No obstante, al acercarse la noche, Sila comprobó que sus hombres se hallaban agotados y ordenó toque de retirada. Los defensores repararon los daños, y al día siguiente los romanos se encontraron ante un nuevo muro construido a modo de media luna. Aprovechando que el mortero estaba húmedo, decidieron atacarlo enseguida. Pero la forma cóncava de aquella especie de baluarte invertido permitía que los defensores concentraran sus disparos desde tres puntos a la vez sobre los soldados de Sila, por lo que estos tuvieron que retirarse.
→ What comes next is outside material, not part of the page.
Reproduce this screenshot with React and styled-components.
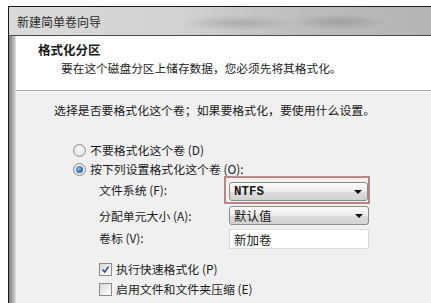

Toda esta escena que Apiano narra como si hubiera ocurrido una sola vez debió de repetirse en más de una ocasión. Después, en marzo, la caída de Atenas permitió a los romanos redoblar sus esfuerzos contra el Pireo concentrando más recursos. Sila volvió a lanzar un asalto general, con andanadas de proyectiles que barrían los muros para obligar a los defensores a agazaparse o huir del adarve, mientras los arietes protegidos por manteletes golpeaban la pared sin cesar.
El entrante en forma de media luna, que seguía húmedo, fue el primero en caer. Pero cuando los romanos penetraron por la brecha, descubrieron que al otro lado se alzaba un segundo muro, y detrás de este aún más bastiones, de modo que tomarlos se convirtió en un trabajo interminable.
Sila, no obstante, estaba decidido a culminar aquel asalto y se multiplicó entre sus hombres, animándolos a insistir en la ofensiva. Arquelao, dándose cuenta de que aquella ofensiva era propia de locos —
maniode
la llama Apiano—, decidió abandonar su posición y se retiró con sus hombres a Muniquia, un reducto incluso más inexpugnable dentro del propio Pireo y que además estaba rodeado por mar, de modo que Sila no podía atacarlo.